In the heart of Interior Alaska, a significant shift is underway in how we monitor and manage our forests, particularly in the face of escalating climate change. A recent study led by Pratima Khatri-Chhetri from the School of Environmental and Forest Sciences at the University of Washington has unveiled a sophisticated framework for forest type classification that melds traditional field data with cutting-edge remote sensing technology. This fusion of methods is poised to redefine our approach to forest inventory mapping, especially in the vulnerable boreal biome.
As the largest terrestrial biome on Earth, the boreal forest is experiencing rapid ecological changes due to climate fluctuations. With temperatures rising at double the global average, the landscape is shifting, leading to increased frequency and severity of wildfires and alterations in forest composition. Khatri-Chhetri emphasizes the urgency of this research, stating, “Fine-scale monitoring is crucial to understanding and managing these ecological shifts. Our framework allows for a more nuanced view of forest dynamics, which is vital for effective management interventions.”
The study utilizes high-resolution data from NASA Goddard’s Lidar, Hyperspectral and Thermal Imager (G-LiHT) sensor, alongside traditional field plots collected by the USDA Forest Service. By employing advanced machine learning models, particularly convolutional neural networks (CNN), the research team achieved impressive accuracy rates in classifying forest types. For instance, the CNN model reached an overall accuracy of 93.1% in distinguishing between forest and nonforest areas. These figures are not just numbers; they represent a significant leap forward in our ability to map and understand forest ecosystems.

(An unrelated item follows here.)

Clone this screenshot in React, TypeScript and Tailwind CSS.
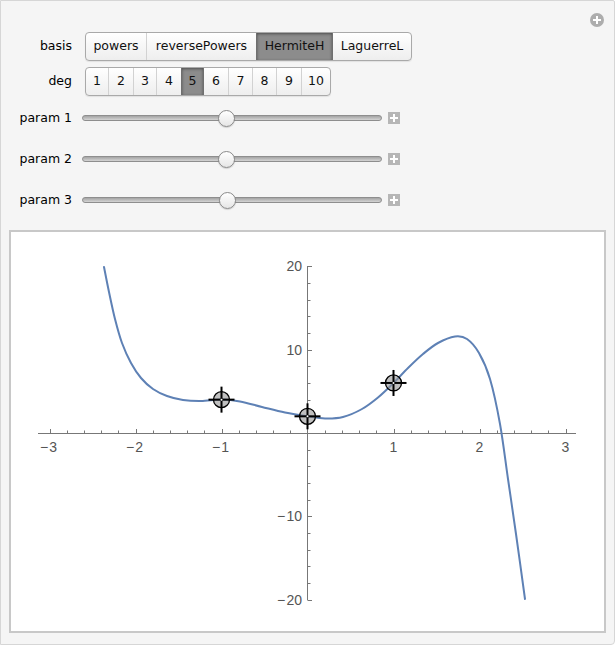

The implications for the agriculture sector are profound. With accurate forest type mapping, farmers and land managers can better assess the health of surrounding ecosystems, which directly impacts agricultural productivity. Understanding vegetation dynamics and biomass estimates can inform sustainable land use practices, ensuring that agricultural expansion does not come at the expense of vital forest resources. Khatri-Chhetri notes, “This research not only enhances our ecological understanding but also supports national forest inventory efforts, which can lead to more informed decisions in land management and agriculture.”
Moreover, the study highlights the importance of specific topographic and remote sensing variables in forest classification. Elevation emerged as a key factor, while indices like the Photochemical Reflectance Index (PRI) and the Anthocyanin Reflectance Index (ARI1) proved invaluable in differentiating forest types. These insights can lead to more targeted conservation strategies and forest management practices that take into account the unique characteristics of different forest types.
As we look to the future, the integration of machine learning and remote sensing in forest monitoring could pave the way for more adaptive and resilient agricultural practices. By harnessing the power of technology, farmers and forest managers alike can work towards a sustainable balance between agricultural needs and forest conservation. This research, published in the journal “Science of Remote Sensing,” is a testament to the potential of innovative approaches in tackling the pressing challenges posed by climate change in the boreal forest and beyond.